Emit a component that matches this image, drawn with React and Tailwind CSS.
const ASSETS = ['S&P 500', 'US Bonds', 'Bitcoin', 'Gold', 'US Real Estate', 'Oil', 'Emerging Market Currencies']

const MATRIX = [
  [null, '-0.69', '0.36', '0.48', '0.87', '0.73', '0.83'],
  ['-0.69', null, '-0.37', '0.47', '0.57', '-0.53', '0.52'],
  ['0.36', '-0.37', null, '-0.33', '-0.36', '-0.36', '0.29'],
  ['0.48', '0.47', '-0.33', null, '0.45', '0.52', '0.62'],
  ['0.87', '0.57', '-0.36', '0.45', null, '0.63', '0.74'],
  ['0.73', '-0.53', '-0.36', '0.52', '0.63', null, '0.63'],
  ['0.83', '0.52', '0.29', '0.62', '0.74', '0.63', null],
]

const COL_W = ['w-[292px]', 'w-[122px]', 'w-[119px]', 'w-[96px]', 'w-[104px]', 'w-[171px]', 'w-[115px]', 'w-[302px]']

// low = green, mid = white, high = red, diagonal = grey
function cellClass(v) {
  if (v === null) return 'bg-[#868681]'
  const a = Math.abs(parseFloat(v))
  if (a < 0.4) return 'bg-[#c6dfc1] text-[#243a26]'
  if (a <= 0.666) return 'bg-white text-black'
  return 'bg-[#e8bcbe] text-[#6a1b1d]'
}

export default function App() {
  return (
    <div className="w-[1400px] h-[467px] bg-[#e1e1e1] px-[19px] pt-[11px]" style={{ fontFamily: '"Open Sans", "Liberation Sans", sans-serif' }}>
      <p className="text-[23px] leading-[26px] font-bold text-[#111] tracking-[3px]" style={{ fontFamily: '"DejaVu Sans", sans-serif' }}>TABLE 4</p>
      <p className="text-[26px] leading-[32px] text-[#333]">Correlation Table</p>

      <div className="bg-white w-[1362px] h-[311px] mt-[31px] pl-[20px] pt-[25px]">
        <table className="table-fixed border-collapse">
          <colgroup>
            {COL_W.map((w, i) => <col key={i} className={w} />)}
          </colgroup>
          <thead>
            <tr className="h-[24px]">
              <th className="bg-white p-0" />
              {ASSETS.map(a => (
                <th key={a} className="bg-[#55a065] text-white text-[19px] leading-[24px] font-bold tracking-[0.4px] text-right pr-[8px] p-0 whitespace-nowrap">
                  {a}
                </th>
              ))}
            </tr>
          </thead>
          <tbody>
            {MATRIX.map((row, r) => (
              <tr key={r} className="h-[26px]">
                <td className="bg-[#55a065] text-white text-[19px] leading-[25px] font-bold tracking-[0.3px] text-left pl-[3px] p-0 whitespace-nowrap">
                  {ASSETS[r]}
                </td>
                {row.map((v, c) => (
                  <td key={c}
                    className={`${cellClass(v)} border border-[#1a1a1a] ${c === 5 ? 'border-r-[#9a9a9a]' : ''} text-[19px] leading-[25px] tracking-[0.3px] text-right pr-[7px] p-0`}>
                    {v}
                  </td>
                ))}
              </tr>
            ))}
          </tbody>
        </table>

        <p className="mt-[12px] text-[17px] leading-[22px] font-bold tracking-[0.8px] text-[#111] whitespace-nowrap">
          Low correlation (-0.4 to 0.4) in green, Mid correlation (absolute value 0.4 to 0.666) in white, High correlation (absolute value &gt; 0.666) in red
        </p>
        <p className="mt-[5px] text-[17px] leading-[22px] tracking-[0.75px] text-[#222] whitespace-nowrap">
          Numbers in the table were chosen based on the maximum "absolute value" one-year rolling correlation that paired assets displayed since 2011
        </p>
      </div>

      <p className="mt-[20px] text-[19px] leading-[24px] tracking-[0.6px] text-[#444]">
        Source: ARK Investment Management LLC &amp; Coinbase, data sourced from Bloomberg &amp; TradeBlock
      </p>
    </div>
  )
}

★ ★ ★ ★ ★

- Aim of the task -
Reproduce the listing above verbatim, from first line to last.

- Output -
Emit a component that matches this image, drawn with React and Tailwind CSS.
const ASSETS = ['S&P 500', 'US Bonds', 'Bitcoin', 'Gold', 'US Real Estate', 'Oil', 'Emerging Market Currencies']

const MATRIX = [
  [null, '-0.69', '0.36', '0.48', '0.87', '0.73', '0.83'],
  ['-0.69', null, '-0.37', '0.47', '0.57', '-0.53', '0.52'],
  ['0.36', '-0.37', null, '-0.33', '-0.36', '-0.36', '0.29'],
  ['0.48', '0.47', '-0.33', null, '0.45', '0.52', '0.62'],
  ['0.87', '0.57', '-0.36', '0.45', null, '0.63', '0.74'],
  ['0.73', '-0.53', '-0.36', '0.52', '0.63', null, '0.63'],
  ['0.83', '0.52', '0.29', '0.62', '0.74', '0.63', null],
]

const COL_W = ['w-[292px]', 'w-[122px]', 'w-[119px]', 'w-[96px]', 'w-[104px]', 'w-[171px]', 'w-[115px]', 'w-[302px]']

// low = green, mid = white, high = red, diagonal = grey
function cellClass(v) {
  if (v === null) return 'bg-[#868681]'
  const a = Math.abs(parseFloat(v))
  if (a < 0.4) return 'bg-[#c6dfc1] text-[#243a26]'
  if (a <= 0.666) return 'bg-white text-black'
  return 'bg-[#e8bcbe] text-[#6a1b1d]'
}

export default function App() {
  return (
    <div className="w-[1400px] h-[467px] bg-[#e1e1e1] px-[19px] pt-[11px]" style={{ fontFamily: '"Open Sans", "Liberation Sans", sans-serif' }}>
      <p className="text-[23px] leading-[26px] font-bold text-[#111] tracking-[3px]" style={{ fontFamily: '"DejaVu Sans", sans-serif' }}>TABLE 4</p>
      <p className="text-[26px] leading-[32px] text-[#333]">Correlation Table</p>

      <div className="bg-white w-[1362px] h-[311px] mt-[31px] pl-[20px] pt-[25px]">
        <table className="table-fixed border-collapse">
          <colgroup>
            {COL_W.map((w, i) => <col key={i} className={w} />)}
          </colgroup>
          <thead>
            <tr className="h-[24px]">
              <th className="bg-white p-0" />
              {ASSETS.map(a => (
                <th key={a} className="bg-[#55a065] text-white text-[19px] leading-[24px] font-bold tracking-[0.4px] text-right pr-[8px] p-0 whitespace-nowrap">
                  {a}
                </th>
              ))}
            </tr>
          </thead>
          <tbody>
            {MATRIX.map((row, r) => (
              <tr key={r} className="h-[26px]">
                <td className="bg-[#55a065] text-white text-[19px] leading-[25px] font-bold tracking-[0.3px] text-left pl-[3px] p-0 whitespace-nowrap">
                  {ASSETS[r]}
                </td>
                {row.map((v, c) => (
                  <td key={c}
                    className={`${cellClass(v)} border border-[#1a1a1a] ${c === 5 ? 'border-r-[#9a9a9a]' : ''} text-[19px] leading-[25px] tracking-[0.3px] text-right pr-[7px] p-0`}>
                    {v}
                  </td>
                ))}
              </tr>
            ))}
          </tbody>
        </table>

        <p className="mt-[12px] text-[17px] leading-[22px] font-bold tracking-[0.8px] text-[#111] whitespace-nowrap">
          Low correlation (-0.4 to 0.4) in green, Mid correlation (absolute value 0.4 to 0.666) in white, High correlation (absolute value &gt; 0.666) in red
        </p>
        <p className="mt-[5px] text-[17px] leading-[22px] tracking-[0.75px] text-[#222] whitespace-nowrap">
          Numbers in the table were chosen based on the maximum "absolute value" one-year rolling correlation that paired assets displayed since 2011
        </p>
      </div>

      <p className="mt-[20px] text-[19px] leading-[24px] tracking-[0.6px] text-[#444]">
        Source: ARK Investment Management LLC &amp; Coinbase, data sourced from Bloomberg &amp; TradeBlock
      </p>
    </div>
  )
}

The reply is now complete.